Roller Coaster Designer
Roller Coaster Designer
A roller coaster designer is part mechanical engineer and part magician. His or her job is to keep the riders of the coaster perfectly safe while at the same time scaring the daylights out of them. It is really not magic, of course. The designer's secret tools are physics and mathematics.
Staying on Top
It may seem like magic when a roller coaster hangs upside down at the top of a loop, with nothing between it and the ground, but it is really nothing more than the principle of inertia . The physicist Galileo Galilei developed the concept of inertia in the sixteenth century. According to Galileo, objects that are in motion continue to move in the same direction and at the same speed unless an external force acts on them. If the forces acting on a roller coaster car could somehow switch off, at exactly the same moment when the car reached the top of a loop, the car would fly away, upside down, moving along a horizontal line. Now that would be magic!
In reality, both gravity and the pressure of the rails on the wheels push the car downward when it reaches the top of the loop. These forces, however, do not make the car crash straight down into the ground because of all the inertia they have to overcome. Instead, they push down just hard enough to deflect the car from its horizontal line and keep it on the tracks.
Testing the Limits
Any deviation of a roller-coaster car from a straight-line, constant-speed path is called acceleration . When a car plunges downhill, riders experience acceleration downward and forward. When it screeches around a curve, the riders experience acceleration to the left or right. And when it finally (or too soon, depending on one's point of view) starts to brake, the riders experience acceleration in reverse.
Ever since Galileo's experiment of dropping two balls off the Leaning Tower of Pisa, physicists have realized that all falling bodies near Earth's surface accelerate at the same rate, regardless of their mass. This rate is about 32 feet per second—a quantity that often is denoted by the letter g. A force three times stronger than Earth's gravity will produce an acceleration of 3 g.
Because the human body has adapted to Earth's gravity, it cannot tolerate dramatically greater accelerations in any direction. For example, a normal person can tolerate 6 g of positive acceleration (the kind that mashes the rider down into the floor of the coaster) for only a few seconds before blacking out. A smart designer will not exceed those limits, and most roller coasters do not even come close.

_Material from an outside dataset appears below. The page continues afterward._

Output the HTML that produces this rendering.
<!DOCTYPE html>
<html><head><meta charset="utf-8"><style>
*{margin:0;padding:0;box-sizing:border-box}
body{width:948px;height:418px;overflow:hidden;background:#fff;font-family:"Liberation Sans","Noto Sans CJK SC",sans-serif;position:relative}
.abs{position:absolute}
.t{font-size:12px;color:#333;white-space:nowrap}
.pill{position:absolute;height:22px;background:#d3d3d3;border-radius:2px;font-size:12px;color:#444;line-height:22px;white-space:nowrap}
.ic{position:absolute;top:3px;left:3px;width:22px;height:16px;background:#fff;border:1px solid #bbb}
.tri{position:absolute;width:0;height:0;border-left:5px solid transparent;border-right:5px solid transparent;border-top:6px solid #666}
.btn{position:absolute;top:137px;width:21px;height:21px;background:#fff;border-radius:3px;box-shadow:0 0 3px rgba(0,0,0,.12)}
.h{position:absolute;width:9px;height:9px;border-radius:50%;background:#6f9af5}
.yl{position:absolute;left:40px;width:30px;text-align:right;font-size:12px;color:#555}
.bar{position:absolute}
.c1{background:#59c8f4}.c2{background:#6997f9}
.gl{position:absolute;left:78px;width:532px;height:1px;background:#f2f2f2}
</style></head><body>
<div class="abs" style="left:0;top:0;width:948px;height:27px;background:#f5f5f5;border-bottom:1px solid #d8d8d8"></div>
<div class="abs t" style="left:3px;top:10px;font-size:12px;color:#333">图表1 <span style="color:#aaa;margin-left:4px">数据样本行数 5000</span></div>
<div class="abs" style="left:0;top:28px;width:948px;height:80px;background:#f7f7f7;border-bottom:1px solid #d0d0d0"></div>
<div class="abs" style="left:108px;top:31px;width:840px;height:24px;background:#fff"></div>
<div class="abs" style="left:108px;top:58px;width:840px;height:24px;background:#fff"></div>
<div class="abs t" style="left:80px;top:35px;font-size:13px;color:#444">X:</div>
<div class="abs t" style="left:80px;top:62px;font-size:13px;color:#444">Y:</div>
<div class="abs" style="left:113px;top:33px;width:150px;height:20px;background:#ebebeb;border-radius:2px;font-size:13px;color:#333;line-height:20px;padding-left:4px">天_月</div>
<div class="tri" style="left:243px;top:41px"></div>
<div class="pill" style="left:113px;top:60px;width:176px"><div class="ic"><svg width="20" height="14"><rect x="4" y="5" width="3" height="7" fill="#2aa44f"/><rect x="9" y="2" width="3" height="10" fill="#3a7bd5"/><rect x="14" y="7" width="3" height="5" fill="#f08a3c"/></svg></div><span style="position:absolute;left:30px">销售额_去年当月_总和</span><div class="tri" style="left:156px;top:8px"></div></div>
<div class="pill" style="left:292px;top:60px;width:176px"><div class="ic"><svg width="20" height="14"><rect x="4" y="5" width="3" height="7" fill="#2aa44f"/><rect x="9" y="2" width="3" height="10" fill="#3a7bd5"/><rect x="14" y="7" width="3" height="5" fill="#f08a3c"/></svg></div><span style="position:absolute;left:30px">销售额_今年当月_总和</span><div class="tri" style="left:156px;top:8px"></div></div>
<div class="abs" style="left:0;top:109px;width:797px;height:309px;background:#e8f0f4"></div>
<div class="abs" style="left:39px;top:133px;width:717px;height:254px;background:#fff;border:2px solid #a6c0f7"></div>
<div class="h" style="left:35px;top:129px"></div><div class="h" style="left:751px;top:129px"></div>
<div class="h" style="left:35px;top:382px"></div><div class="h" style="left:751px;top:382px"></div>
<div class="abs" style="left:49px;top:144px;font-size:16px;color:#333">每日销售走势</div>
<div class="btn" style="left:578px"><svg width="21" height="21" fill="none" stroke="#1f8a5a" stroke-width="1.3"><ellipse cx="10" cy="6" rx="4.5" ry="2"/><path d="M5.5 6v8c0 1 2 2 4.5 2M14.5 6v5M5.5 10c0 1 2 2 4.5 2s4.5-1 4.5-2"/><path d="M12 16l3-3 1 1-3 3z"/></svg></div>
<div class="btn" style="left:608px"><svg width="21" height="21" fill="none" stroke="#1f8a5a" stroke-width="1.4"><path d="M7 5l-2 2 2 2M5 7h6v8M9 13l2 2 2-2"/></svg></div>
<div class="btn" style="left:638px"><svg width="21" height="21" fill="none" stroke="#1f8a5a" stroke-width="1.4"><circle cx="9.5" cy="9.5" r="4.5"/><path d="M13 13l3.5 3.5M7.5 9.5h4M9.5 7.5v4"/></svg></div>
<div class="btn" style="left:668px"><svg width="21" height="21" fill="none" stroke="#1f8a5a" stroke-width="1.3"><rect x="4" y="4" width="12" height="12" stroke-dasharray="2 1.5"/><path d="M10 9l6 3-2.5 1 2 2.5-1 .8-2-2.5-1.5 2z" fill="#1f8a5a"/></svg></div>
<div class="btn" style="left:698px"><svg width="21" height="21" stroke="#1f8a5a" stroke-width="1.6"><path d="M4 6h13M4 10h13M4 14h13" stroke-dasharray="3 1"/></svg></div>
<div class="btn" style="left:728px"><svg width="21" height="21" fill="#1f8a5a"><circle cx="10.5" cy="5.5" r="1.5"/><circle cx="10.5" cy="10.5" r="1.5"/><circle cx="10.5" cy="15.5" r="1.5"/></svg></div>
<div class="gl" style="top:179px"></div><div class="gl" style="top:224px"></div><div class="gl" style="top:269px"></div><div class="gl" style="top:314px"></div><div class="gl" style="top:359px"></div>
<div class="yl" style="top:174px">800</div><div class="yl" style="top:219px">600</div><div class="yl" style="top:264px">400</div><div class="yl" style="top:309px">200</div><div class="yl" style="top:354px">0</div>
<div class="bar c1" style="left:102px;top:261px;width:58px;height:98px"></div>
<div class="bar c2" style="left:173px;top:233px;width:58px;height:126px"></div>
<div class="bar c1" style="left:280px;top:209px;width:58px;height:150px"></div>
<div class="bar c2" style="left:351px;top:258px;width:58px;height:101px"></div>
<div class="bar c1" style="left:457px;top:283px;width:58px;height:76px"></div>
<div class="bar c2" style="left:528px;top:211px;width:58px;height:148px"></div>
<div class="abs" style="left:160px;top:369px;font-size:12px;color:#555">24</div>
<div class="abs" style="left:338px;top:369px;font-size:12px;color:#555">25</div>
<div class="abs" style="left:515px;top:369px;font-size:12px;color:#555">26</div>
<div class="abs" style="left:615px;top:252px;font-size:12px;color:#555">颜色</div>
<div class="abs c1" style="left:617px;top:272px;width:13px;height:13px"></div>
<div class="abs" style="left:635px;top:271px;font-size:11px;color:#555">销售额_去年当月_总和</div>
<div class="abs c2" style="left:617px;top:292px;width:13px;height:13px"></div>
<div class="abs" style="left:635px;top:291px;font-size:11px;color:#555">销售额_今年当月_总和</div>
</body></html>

The law of conservation of energy—taught in any high-school physics course—enables the designer to work out how a change in height translates into a change in velocity. If friction and air resistance were ignored, the car's speed would be exactly proportional to the square root of the vertical drop. (Thus, a coaster needs to be built four times taller to double the speed.)
In reality, the designer cannot ignore friction and air resistance. A full car will be slowed down more by friction than a half-empty car; a car on a hot day will go faster because its wheels are better lubricated. For this reason, designers do not rely on calculations alone. They use an accelerometer to test out scale models, and even the full-scale ride, under every conceivable condition.

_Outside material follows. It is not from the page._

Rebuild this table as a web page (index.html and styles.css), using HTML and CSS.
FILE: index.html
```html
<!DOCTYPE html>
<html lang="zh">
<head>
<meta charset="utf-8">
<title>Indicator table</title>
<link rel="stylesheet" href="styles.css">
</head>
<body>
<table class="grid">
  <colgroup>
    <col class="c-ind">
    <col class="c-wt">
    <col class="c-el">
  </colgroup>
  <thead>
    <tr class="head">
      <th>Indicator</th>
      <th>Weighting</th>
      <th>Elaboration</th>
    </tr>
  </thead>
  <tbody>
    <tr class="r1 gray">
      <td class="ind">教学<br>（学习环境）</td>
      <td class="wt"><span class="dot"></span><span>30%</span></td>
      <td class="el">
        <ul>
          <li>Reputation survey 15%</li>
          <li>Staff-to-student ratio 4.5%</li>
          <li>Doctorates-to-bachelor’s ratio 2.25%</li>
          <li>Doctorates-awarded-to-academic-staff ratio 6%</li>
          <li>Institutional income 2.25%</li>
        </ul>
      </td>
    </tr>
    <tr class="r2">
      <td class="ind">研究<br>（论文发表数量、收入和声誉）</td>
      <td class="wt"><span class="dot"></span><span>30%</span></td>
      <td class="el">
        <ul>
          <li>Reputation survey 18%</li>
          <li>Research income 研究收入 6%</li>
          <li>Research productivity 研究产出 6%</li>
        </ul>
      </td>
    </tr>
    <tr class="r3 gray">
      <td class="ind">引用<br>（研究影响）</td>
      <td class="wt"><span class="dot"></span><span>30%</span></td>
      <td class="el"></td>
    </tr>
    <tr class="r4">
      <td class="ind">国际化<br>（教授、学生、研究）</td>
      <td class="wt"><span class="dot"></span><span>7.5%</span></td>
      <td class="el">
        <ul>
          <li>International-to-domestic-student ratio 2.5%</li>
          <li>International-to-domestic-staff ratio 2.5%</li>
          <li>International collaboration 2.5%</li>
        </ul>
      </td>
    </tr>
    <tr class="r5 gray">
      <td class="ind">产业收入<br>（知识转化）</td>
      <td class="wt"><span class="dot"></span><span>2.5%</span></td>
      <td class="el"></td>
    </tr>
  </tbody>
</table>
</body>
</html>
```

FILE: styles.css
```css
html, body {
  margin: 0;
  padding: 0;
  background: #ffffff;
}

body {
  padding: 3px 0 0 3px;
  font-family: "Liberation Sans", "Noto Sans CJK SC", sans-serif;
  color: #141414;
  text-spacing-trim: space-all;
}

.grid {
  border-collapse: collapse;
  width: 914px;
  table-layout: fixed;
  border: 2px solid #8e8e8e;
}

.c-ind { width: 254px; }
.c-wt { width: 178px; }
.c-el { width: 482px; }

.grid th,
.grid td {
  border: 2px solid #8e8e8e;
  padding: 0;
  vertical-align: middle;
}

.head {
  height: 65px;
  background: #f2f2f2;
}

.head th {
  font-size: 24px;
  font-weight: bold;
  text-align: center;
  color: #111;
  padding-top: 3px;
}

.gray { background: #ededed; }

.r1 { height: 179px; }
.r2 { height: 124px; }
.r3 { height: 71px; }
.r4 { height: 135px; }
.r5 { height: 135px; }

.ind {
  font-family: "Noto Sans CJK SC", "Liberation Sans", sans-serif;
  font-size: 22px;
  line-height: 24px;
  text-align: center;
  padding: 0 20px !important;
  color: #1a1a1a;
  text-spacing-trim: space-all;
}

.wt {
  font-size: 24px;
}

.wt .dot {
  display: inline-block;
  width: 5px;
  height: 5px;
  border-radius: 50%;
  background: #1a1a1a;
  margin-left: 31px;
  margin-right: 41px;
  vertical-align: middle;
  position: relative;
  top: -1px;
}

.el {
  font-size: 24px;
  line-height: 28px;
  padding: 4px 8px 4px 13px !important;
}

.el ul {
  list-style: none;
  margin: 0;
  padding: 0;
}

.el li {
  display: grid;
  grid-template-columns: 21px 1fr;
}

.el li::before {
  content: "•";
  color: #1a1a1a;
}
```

In a few high-tech rides, sensors monitor the speed of the car at every point. If the car is going too fast or too slow, the sensors can adjust the electric current running through the linear magnetic motor that drives it.
Part of the thrill of a roller coaster is the feeling of being out of control. There is no steering wheel to turn and no brake to push. But roller coaster riders hanging upside down in a car in the middle of a loop should relax: The engineers who designed the ride have used science and math to make sure that nothing bad will happen to the thrill seekers.
see also Rate of Change, Instantaneous.
Dana Mackenzie
Bibliography
Walker, Jearl. "Thinking about Physics while Scared to Death on a Falling Roller Coaster." Scientific American 249, no. 4 (1983): 162–169.
Internet Resources
Baine, Celeste. The Fantastical Engineer: A Thrillseeker's Guide to Careers in Theme Park Engineering. Farmerville, LA: Bonamy Publishing, 2000. <http://www.bonamypublishing.com>.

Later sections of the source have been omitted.